Emoji got UNICODE-escaped for file output when running fluent-bit with Docker
Bug Report
Describe the bug
We have emojis in the log message. The emojis are carried forward in the pipeline at fluent-bit appropriately. However, in the last step, if the output is s3 or file, the emojis got UNICODE-escaped in the produced file.
To Reproduce
Create a simple test input file input.log, which contains only one line:
🌈
Run fluent-bit with Docker using file output:
docker run -it --rm -v $(pwd):/data fluent/fluent-bit:2.2.2 /fluent-bit/bin/fluent-bit -i tail -p read_from_head=true -p exit_on_eof=true -p path=/data/input.log -o file -p path=/data -p file=output.log --verbose
In the output.log file, the emoji is UNICODE-escaped:
tail.0: [1708941282.353294128, {"log":"\u1f308"}]
Expected behavior
The output should be:
tail.0: [1708941282.353294128, {"log":"🌈"}]
Your Environment
- Version used: 2.2.2
- Operating System and version: macOS Sonoma 14.3.1, but this might not be relevant
- Filters and plugins: None
- Docker version:
Client: Docker Engine - Community Version: 25.0.3 API version: 1.44 Go version: go1.21.6 Git commit: 4debf411d1 Built: Tue Feb 6 20:42:40 2024 OS/Arch: darwin/arm64 Context: default Server: Docker Engine - Community Engine: Version: 25.0.3 API version: 1.44 (minimum version 1.24) Go version: go1.21.6 Git commit: f417435 Built: Tue Feb 6 21:14:58 2024 OS/Arch: linux/arm64 Experimental: false containerd: Version: 1.6.28 GitCommit: ae07eda36dd25f8a1b98dfbf587313b99c0190bb runc: Version: 1.1.12 GitCommit: v1.1.12-0-g51d5e94 docker-init: Version: 0.19.0 GitCommit: de40ad0
Additional context
Still taking the input.log example, I succeeded with some other scenarios:
Case 1: run fluent-bit with Docker using stdout as output. --Work as expected
Command:
docker run -it --rm -v $(pwd):/data fluent/fluent-bit:2.2.2 /fluent-bit/bin/fluent-bit -i tail -p read_from_head=true -p exit_on_eof=true -p path=/data/input.log -o stdout
Output (from the log):
[0] tail.0: [[1708941170.693859307, {}], {"log"=>"🌈"}]

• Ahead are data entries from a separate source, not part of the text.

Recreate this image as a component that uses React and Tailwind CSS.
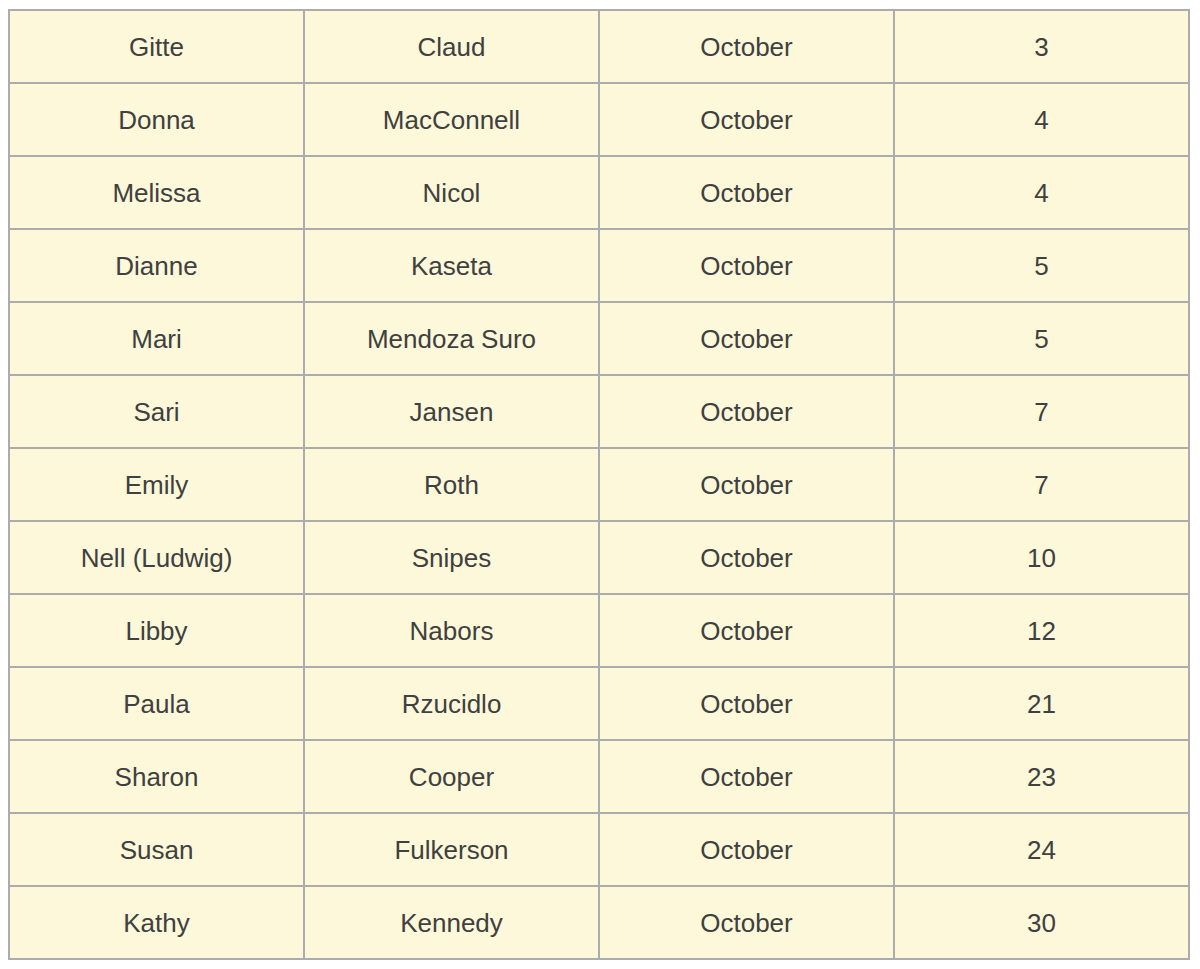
import React from 'react';

const rows = [
  ['Gitte', 'Claud', 'October', '3'],
  ['Donna', 'MacConnell', 'October', '4'],
  ['Melissa', 'Nicol', 'October', '4'],
  ['Dianne', 'Kaseta', 'October', '5'],
  ['Mari', 'Mendoza Suro', 'October', '5'],
  ['Sari', 'Jansen', 'October', '7'],
  ['Emily', 'Roth', 'October', '7'],
  ['Nell (Ludwig)', 'Snipes', 'October', '10'],
  ['Libby', 'Nabors', 'October', '12'],
  ['Paula', 'Rzucidlo', 'October', '21'],
  ['Sharon', 'Cooper', 'October', '23'],
  ['Susan', 'Fulkerson', 'October', '24'],
  ['Kathy', 'Kennedy', 'October', '30'],
];

export default function App() {
  return (
    <div className="min-h-screen bg-white pt-[9px] pl-[8px] font-['Liberation_Sans',Arial,sans-serif]">
      <table className="border-collapse w-[1182px] bg-[#fcf8d9] text-[#404040] text-[26px]">
        <tbody>
          {rows.map((r, i) => (
            <tr key={i} className="h-[73px]">
              {r.map((c, j) => (
                <td key={j} className="border-2 border-[#acacac] text-center w-[295px] px-0 pt-[2px] pb-0">
                  {c}
                </td>
              ))}
            </tr>
          ))}
        </tbody>
      </table>
    </div>
  );
}
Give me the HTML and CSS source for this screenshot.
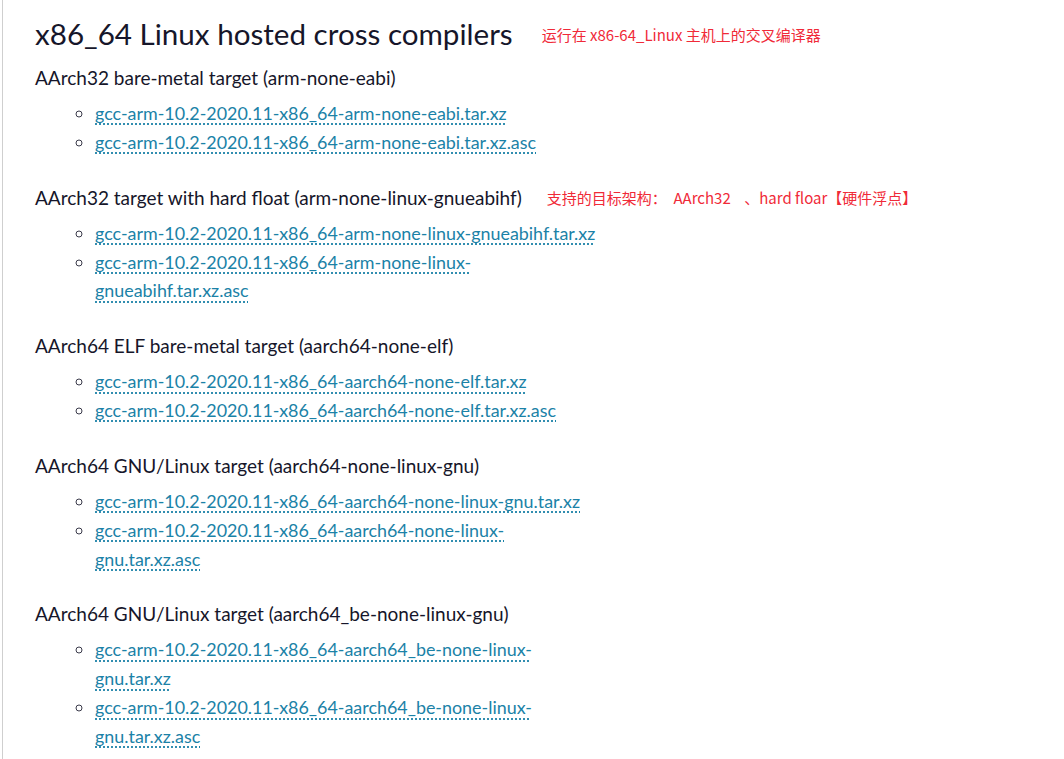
FILE: index.html
```html
<!DOCTYPE html>
<html lang="en">
<head>
<meta charset="utf-8">
<title>x86_64 Linux hosted cross compilers</title>
<link rel="stylesheet" href="styles.css">
</head>
<body>
<main class="page">
  <div class="title-row">
    <h1 class="title">x86_64 Linux hosted cross compilers</h1>
    <span class="note note-title">运行在 x86-64_Linux 主机上的交叉编译器</span>
  </div>

  <section class="target">
    <p class="target-name">AArch32 bare-metal target (arm-none-eabi)</p>
    <ul class="downloads">
      <li><a href="#">gcc-arm-10.2-2020.11-x86_64-arm-none-eabi.tar.xz</a></li>
      <li><a href="#">gcc-arm-10.2-2020.11-x86_64-arm-none-eabi.tar.xz.asc</a></li>
    </ul>
  </section>

  <section class="target">
    <div class="target-row">
      <p class="target-name">AArch32 target with hard float (arm-none-linux-gnueabihf)</p>
      <span class="note note-target">支持的目标架构：&nbsp;&nbsp;AArch32&nbsp;&nbsp;&nbsp;&nbsp;、hard floar【硬件浮点】</span>
    </div>
    <ul class="downloads">
      <li><a href="#">gcc-arm-10.2-2020.11-x86_64-arm-none-linux-gnueabihf.tar.xz</a></li>
      <li><a href="#">gcc-arm-10.2-2020.11-x86_64-arm-none-linux-gnueabihf.tar.xz.asc</a></li>
    </ul>
  </section>

  <section class="target">
    <p class="target-name">AArch64 ELF bare-metal target (aarch64-none-elf)</p>
    <ul class="downloads">
      <li><a href="#">gcc-arm-10.2-2020.11-x86_64-aarch64-none-elf.tar.xz</a></li>
      <li><a href="#">gcc-arm-10.2-2020.11-x86_64-aarch64-none-elf.tar.xz.asc</a></li>
    </ul>
  </section>

  <section class="target">
    <p class="target-name">AArch64 GNU/Linux target (aarch64-none-linux-gnu)</p>
    <ul class="downloads">
      <li><a href="#">gcc-arm-10.2-2020.11-x86_64-aarch64-none-linux-gnu.tar.xz</a></li>
      <li><a href="#">gcc-arm-10.2-2020.11-x86_64-aarch64-none-linux-gnu.tar.xz.asc</a></li>
    </ul>
  </section>

  <section class="target">
    <p class="target-name">AArch64 GNU/Linux target (aarch64_be-none-linux-gnu)</p>
    <ul class="downloads">
      <li><a href="#">gcc-arm-10.2-2020.11-x86_64-aarch64_be-none-linux-gnu.tar.xz</a></li>
      <li><a href="#">gcc-arm-10.2-2020.11-x86_64-aarch64_be-none-linux-gnu.tar.xz.asc</a></li>
    </ul>
  </section>
</main>
</body>
</html>
```

FILE: styles.css
```css
html, body {
  margin: 0;
  padding: 0;
  background: #ffffff;
}

body {
  font-family: Lato, "Noto Sans", sans-serif;
  color: #16162a;
}

.page {
  margin-left: 2px;
  border-left: 1px solid #cfcfcf;
  padding: 14px 0 0 32px;
  min-height: 759px;
  box-sizing: border-box;
}

.title-row {
  display: flex;
  align-items: center;
  gap: 29px;
  height: 40px;
  margin-bottom: 9px;
}

.title {
  margin: 0;
  font-size: 29.6px;
  font-weight: 400;
  line-height: 40px;
  white-space: nowrap;
}

.note {
  font-family: "Noto Sans CJK SC", "Noto Sans", sans-serif;
  font-size: 15px;
  color: #f02a38;
  white-space: nowrap;
}

.target {
  width: 570px;
  margin-bottom: 26px;
}

.target:last-child {
  margin-bottom: 0;
}

.target-row {
  display: flex;
  align-items: center;
  gap: 25px;
  margin-bottom: 7px;
}

.target-name {
  margin: 0 0 7px;
  font-size: 19px;
  line-height: 29px;
  white-space: nowrap;
}

.target-row .target-name {
  margin-bottom: 0;
}

.downloads {
  margin: 0;
  padding-left: 60px;
  list-style: circle;
  font-size: 17.9px;
  line-height: 28.85px;
}

.downloads li::marker {
  color: #3a3a4a;
}

.downloads a {
  color: #1b82a7;
  text-decoration: underline dotted;
  text-decoration-color: #1b82a7;
  text-underline-offset: 4px;
}
```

Case 2: run fluent-bit without Docker using file as output. --Work as expected
Command:
fluent-bit -i tail -p read_from_head=true -p exit_on_eof=true -p path=input.log -o file -p file=output.log --verbose
Output (from output.log file):
tail.0: [1708941936.998975000, {"log":"🌈"}]
I also tried to build the image by taking debian:bullseye-slim as the base image. Installed locales:
apt-get -qq install --no-install-recommends locales && \
echo "en_US.UTF-8 UTF-8" > /etc/locale.gen && \
dpkg-reconfigure --frontend=noninteractive locales && \
update-locale LANG=en_US.UTF-8
and set the environment variables accordingly in the Dockerfile:
ENV LANG en_US.UTF-8
ENV LANGUAGE en_US.UTF-8
ENV LC_ALL en_US.UTF-8
It did not change the result.
Confirmed that the issue exists for the following env.
OS: Amazon Linux 2023 arm
fluent bit: [fluent bit] version=3.0.3
BTW, if I change the os arch to x86, the issue disappeared...
Build with -fsigned-char on arm resolves this issue.
@RamaMalladiAWS sorry, that's a cmake flag right? I think we need to add this to AWS for Fluent Bit distro. Would you like to submit the github commit for the diff of the change?
@RamaMalladiAWS sorry, that's a cmake flag right? I think we need to add this to AWS for Fluent Bit distro. Would you like to submit the github commit for the diff of the change?
Yes, I can do.
I submitted PR: https://github.com/fluent/fluent-bit/pull/8851.
This issue is stale because it has been open 90 days with no activity. Remove stale label or comment or this will be closed in 5 days. Maintainers can add the exempt-stale label.
We are waiting on merge of PR: https://github.com/fluent/fluent-bit/pull/8851.
This issue is stale because it has been open 90 days with no activity. Remove stale label or comment or this will be closed in 5 days. Maintainers can add the exempt-stale label.
This issue was closed because it has been stalled for 5 days with no activity.
@ensean Hey, just wanted to thank you for this
Confirmed that the issue exists for the following env.
OS: Amazon Linux 2023 arm fluent bit: [fluent bit] version=3.0.3 BTW, if I change the os arch to x86, the issue disappeared...
I was going crazy with Fluenbit escaping my emojis and redeploying my app using x86 fixed the issue.